Проблема восприятия спектакля «Мандат» как предварительного этапа к постановке «Ревизора» поднималась не только А. Пиотровским, но и А. Слонимским, учеником А. Гвоздева и представителем формальной школы театральной критики. Рецензия А. Слонимского интересна тем, что в ней критик дает объяснение присутствию трагической тональности в спектакле, которой, по мнению критика, не было в пьесе. А. Слонимский считает, что трагикомический пафос спектакля вызван влиянием поэтики Н. Гоголя, то есть Мейерхольд стремился выразить в «Мандате» свой замысел предполагаемой постановки «Ревизора». По мнению А. Слонимского, сама пьеса уже не актуальна, «текст «Мандата» отцветает»48, поскольку современные представители так называемых «бывших» людей смогли адаптироваться к условиям советской действительности и прекрасно разбираются в новых порядках, поэтому уже нет необходимости высмеивать незнание ими аббревиатуры РКП. Оценивая «Мандат» через два года после премьеры, Слонимский утверждает, что драматургическое достоинство «Мандата» было переоценено благодаря успеху мейерхольдовской постановки. Недостатки пьесы он видит в построении действия, в замедленном проведении интриги и, главным образом, в словесном материале пьесы, построенном на «жаргоне полупросвещения». Персонажи комедии говорят на одном языке, поэтому нельзя выделить отдельные речевые характеристики, соответствующие образу. Пьеса распадается на каламбуры, принадлежность которых тому или иному лицу не имеет решающего значения, поскольку все они соединяются в общий хор сатирического высмеивания «обывателей». Так стирается грань между авторской интонацией и интонацией персонажа. «Каламбуры и словечки не увязываются в образ, а гуляют сами по себе, перекидываясь от одного к другому, так что иногда кажется, что говорит персонаж, а не осмеивающий его автор (например, «трехэтажное Русское Слово» в устах генерала)»49. Как считает Слонимский, Мейерхольду удалось соединить разнородные элементы пьесы в единую структуру и четко выделить сценические образы, благодаря чему «Мандат» приобрел стройную композицию и выразительную зрелищность.
А. Слонимский вновь поднимает проблему несоответствия жанра пьесы жанру спектакля. Он, как и Б. Гусман, определяет жанр пьесы как водевиль, поскольку Эрдман в своей комедии использует большое количество типично водевильных приемов — умение мастерски строить интригу, многочисленные переодевания, смешные репризы, лаконичный, афористичный стиль диалогов.
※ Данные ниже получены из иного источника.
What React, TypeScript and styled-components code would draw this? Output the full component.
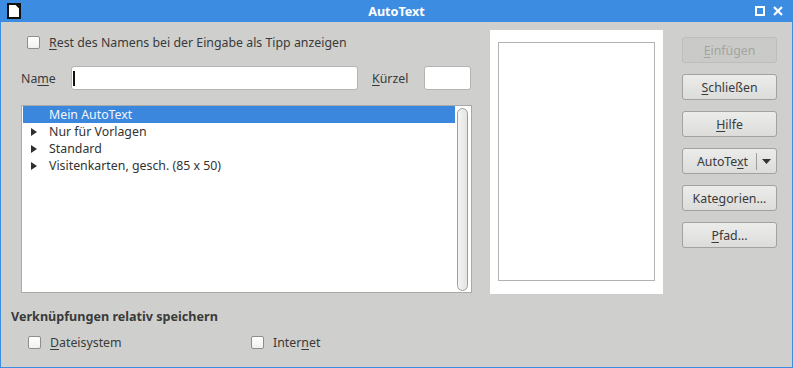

Однако, как уже отмечалось выше, «Мандат» является скорее трагикомедией, в которой водевильные приемы служат реализации главной идее пьесы — разоблачению беззащитности, неприкаянности человека в новом советском государстве, которое внушает «маленькому человеку» страх перед возможным наказанием за его «беспартийное» существование. Слонимский утверждает, что Мейерхольд расширяет границы водевильного жанра и превращает «Мандат» в «высокую, многозначительную комедию», которая по своему трагикомическому пафосу близка «Ревизору» Гоголя. Критик находит общие черты в образах Гулячкина и Хлестакова, сближая ситуации неоправданно взятых на себя ролей: Гулячкин выписывает себе мандат с целью предстать в глазах окружающих коммунистом, Хлестаков пользуется общим заблуждением, согласно которому все считают его ревизором. «В самозванстве и самоупоении Гарина-Гулячкина проступают уже черты другого самозванца — того же Гарина в роли Хлестакова»50. Сопоставление с «Ревизором» Слонимский проводит и по линии других персонажей: «Жуткая пантомима Варвары в финале, когда она выбирает жениха «страстного и в пенсне», предваряет городничиху с ее официальным букетом»51.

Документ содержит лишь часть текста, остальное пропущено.